Pequeños consumidores

Un paisaje de marcas y productos recibe a los niños que llegan al mundo, que es como decir al mercado. Desde edades cada vez más tempranas, los chicos son educados en los rituales del consumo, que deja su impronta en todos los aspectos de sus vidas, desde el juego hasta la alimentación o el aprendizaje. «Sólo hay dos maneras de obtener clientes: robárselos a la competencia o captarlos de niños», decía en la década del 60 el fundador del marketing infantil, James McNeal. Sus ideas hoy suenan algo ingenuas, porque el mercado parece haberse independizado de la ayuda de los expertos y logra formar consumidores por sus propios medios.
La presencia de las marcas en la vida de los chicos es incluso anterior al nacimiento. En efecto, en las maternidades y clínicas privadas se les suele ofrecer a las embarazadas cupones publicitarios que deben llenar con el nombre de sus futuros hijos, que pasan a formar parte de bases de datos de empresas de marketing antes de ser inscriptos en el Registro Civil. Mientras se espera la llegada del bebé, ya no se tejen ajuares, ahora se pasea por el shopping y, al menos entre ciertos sectores sociales, se organizan «baby showers» en los que amigas y familiares de la embarazada ofrecen regalos cuyo valor depende, por lo general, de los logos que llevan impresos. Más tarde vendrán leches que vuelven más inteligentes a los bebés, postrecitos que los hacen más altos, cajitas de hamburguesas que los hacen felices, yogures que luchan contra el mal, jabones que ahuyentan los peligros y la enfermedad, juguetes convertidos en objetos de consumo. Si la infancia, una categoría relativamente reciente en la historia de la humanidad, fue considerada primero como una población vulnerable y más tarde se convirtió en sujeto de derechos, el siglo XXI es testigo de la consagración definitiva del niño como consumidor.

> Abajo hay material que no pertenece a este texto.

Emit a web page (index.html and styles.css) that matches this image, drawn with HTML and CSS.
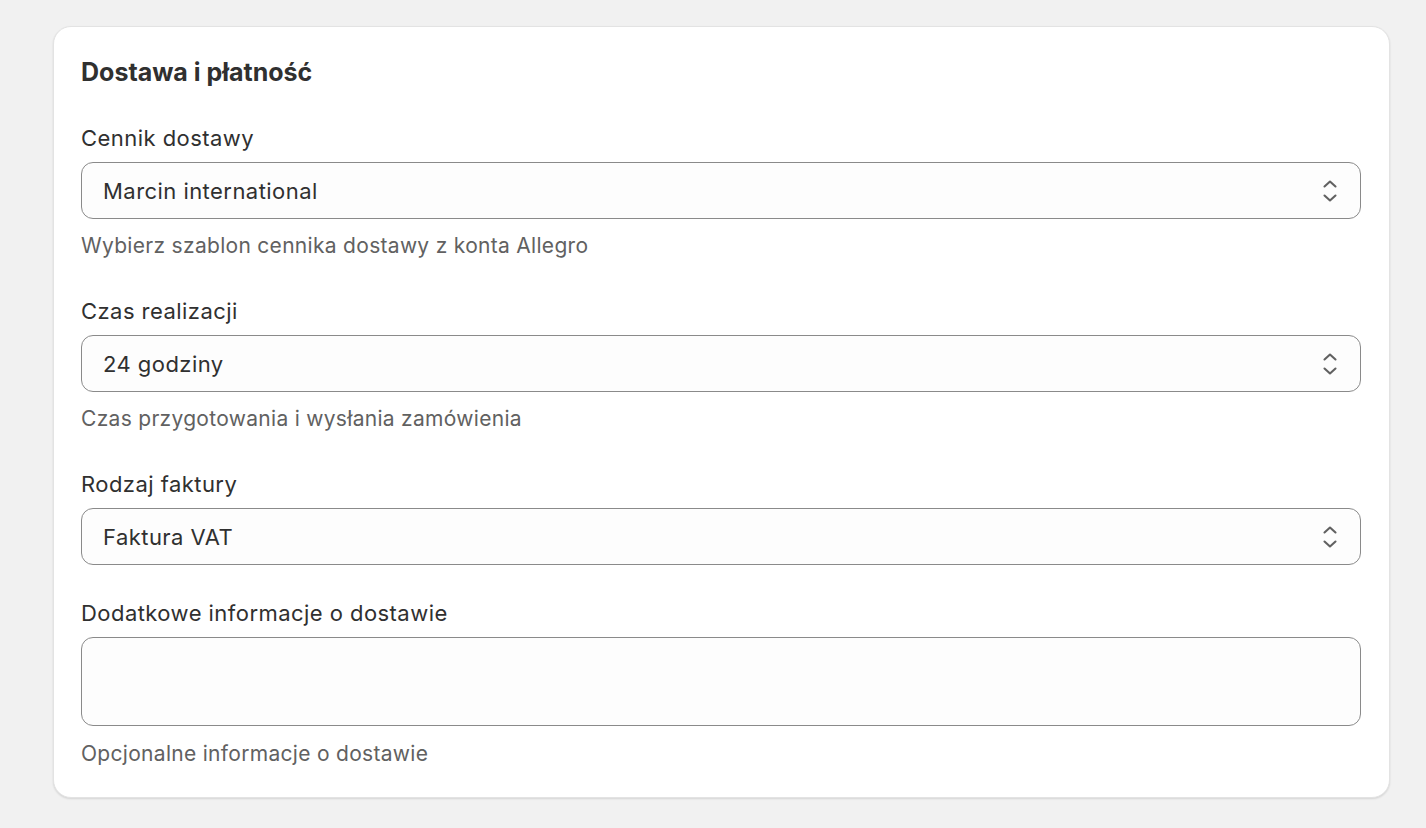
FILE: index.html
```html
<!DOCTYPE html>
<html lang="pl">
<head>
<meta charset="utf-8">
<title>Dostawa i płatność</title>
<link rel="stylesheet" href="styles.css">
</head>
<body>
<main class="page">
  <section class="card">
    <h2 class="card-title">Dostawa i płatność</h2>
    <div class="fields">
      <div class="field">
        <label class="label">Cennik dostawy</label>
        <div class="select">
          <span class="select-value">Marcin international</span>
          <svg class="chevrons" width="14" height="22" viewBox="0 0 14 22" aria-hidden="true">
            <path d="M1.5 6.5 L7 1.5 L12.5 6.5" fill="none" stroke="#616161" stroke-width="2.1" stroke-linecap="round" stroke-linejoin="round"/>
            <path d="M1.5 15.5 L7 20.5 L12.5 15.5" fill="none" stroke="#616161" stroke-width="2.1" stroke-linecap="round" stroke-linejoin="round"/>
          </svg>
        </div>
        <p class="help">Wybierz szablon cennika dostawy z konta Allegro</p>
      </div>
      <div class="field">
        <label class="label">Czas realizacji</label>
        <div class="select">
          <span class="select-value">24 godziny</span>
          <svg class="chevrons" width="14" height="22" viewBox="0 0 14 22" aria-hidden="true">
            <path d="M1.5 6.5 L7 1.5 L12.5 6.5" fill="none" stroke="#616161" stroke-width="2.1" stroke-linecap="round" stroke-linejoin="round"/>
            <path d="M1.5 15.5 L7 20.5 L12.5 15.5" fill="none" stroke="#616161" stroke-width="2.1" stroke-linecap="round" stroke-linejoin="round"/>
          </svg>
        </div>
        <p class="help">Czas przygotowania i wysłania zamówienia</p>
      </div>
      <div class="field">
        <label class="label">Rodzaj faktury</label>
        <div class="select">
          <span class="select-value">Faktura VAT</span>
          <svg class="chevrons" width="14" height="22" viewBox="0 0 14 22" aria-hidden="true">
            <path d="M1.5 6.5 L7 1.5 L12.5 6.5" fill="none" stroke="#616161" stroke-width="2.1" stroke-linecap="round" stroke-linejoin="round"/>
            <path d="M1.5 15.5 L7 20.5 L12.5 15.5" fill="none" stroke="#616161" stroke-width="2.1" stroke-linecap="round" stroke-linejoin="round"/>
          </svg>
        </div>
      </div>
      <div class="field">
        <label class="label">Dodatkowe informacje o dostawie</label>
        <div class="textarea"></div>
        <p class="help help-last">Opcjonalne informacje o dostawie</p>
      </div>
    </div>
  </section>
</main>
</body>
</html>
```
FILE: styles.css
```css
* { box-sizing: border-box; }
html, body { margin: 0; padding: 0; }
body {
  background: #f1f1f1;
  font-family: Inter, "Noto Sans", "Liberation Sans", sans-serif;
  color: #303030;
  width: 1426px;
  height: 828px;
  overflow: hidden;
}
.page {
  padding: 26px 36px 0 53px;
}
.card {
  background: #ffffff;
  border-radius: 18px;
  border: 1px solid #e3e3e3;
  box-shadow: 0 1px 2px rgba(0, 0, 0, 0.12);
  padding: 27px 28px 28px 27px;
  height: 772px;
}
.card-title {
  margin: 0;
  font-size: 25px;
  line-height: 36px;
  font-weight: 650;
  color: #303030;
}
.fields {
  display: flex;
  flex-direction: column;
  gap: 34px;
  margin-top: 34px;
}
.field {
  display: flex;
  flex-direction: column;
}
.label {
  font-size: 22px;
  line-height: 28px;
  letter-spacing: 0.45px;
  color: #303030;
  margin-bottom: 10px;
}
.select {
  height: 57px;
  border: 1px solid #8a8a8a;
  border-radius: 12px;
  background: #fdfdfd;
  display: flex;
  align-items: center;
  justify-content: space-between;
  padding: 0 23px 0 21px;
}
.select-value {
  font-size: 22px;
  line-height: 28px;
  letter-spacing: 0.45px;
  color: #303030;
}
.chevrons { display: block; }
.textarea {
  height: 89px;
  border: 1px solid #8a8a8a;
  border-radius: 12px;
  background: #fdfdfd;
}
.help {
  margin: 13px 0 3px;
  font-size: 21px;
  line-height: 28px;
  letter-spacing: 0.3px;
  color: #616161;
}
.help-last {
  margin-top: 14px;
}
```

Los chicos piden cosas que se compran, y los padres, por una compleja combinación de factores –el temor a un berrinche en público, el deseo de ser queridos o la creencia de que la adquisición de determinados bienes materiales puede hacer felices a sus hijos–, suelen acceder, según sus posibilidades, y a veces más allá de ellas, a sus exigencias. Pero no se trata sólo de comprar. «A través de la interacción con los productos y agencias instalados por el mercado, los más pequeños no sólo gastan dinero y consumen productos, sino que organizan muchas de sus acciones cotidianas, construyen conocimiento acerca del entorno y edifican su identidad», dice al respecto Viviana Minzi, doctora en Ciencias Sociales. Las mercancías son, cada vez más, fuente de sentidos, valores y estilos de vida. Sugieren qué hacer, qué desear, cómo divertirse o relacionarse con los demás.
Fenómenos como el de Violetta sólo pueden entenderse en este contexto. Son parte de un mercado, el de los productos culturales para niños y adolescentes, que adquirió en las últimas décadas dimensiones extraordinarias. Según la Cámara Argentina de Producciones Fonográficas, 4 de los 10 discos más vendidos en 2013 pertenecen a Violetta. Su sonrisa lila está en todas partes, y factura millones. La revista de negocios Forbes informa que la marca Violetta –la primera creada por Disney fuera de los Estados Unidos– generó entre 2011 y 2013 ingresos que superan los 100 millones de dólares. En Buenos Aires colmó 77 veces el teatro Gran Rex. 25.000 personas la vieron en San Pablo y otras decenas de miles en España e Italia. En Argentina gana por unanimidad entre niñas y preadolescentes. El título de «embajadora cultural» con que la distinguió el Gobierno de la Ciudad de Buenos Aires no sólo resulta superfluo desde el punto de vista de la industria que creó y usufructúa la marca; representa, además, una venia –un gesto de subordinación– del Estado hacia el mercado: ese mismo mercado que otros Estados se ocupan de contrapesar prohibiendo, como ocurre en Suecia, la publicidad dirigida a menores de 12 años; fortaleciendo la educación pública; ofreciendo alternativas culturales menos mercantilizadas –algo que vienen haciendo en nuestro país Encuentro y Pakapaka, los canales del ministerio de Educación–. Son dos modos contrapuestos de entender la política y la infancia: un Estado que se declara impotente –o cómplice– del mercado, y otro que intenta contener, al menos en parte, su creciente presencia en la vida cotidiana de millones de niñas y niños.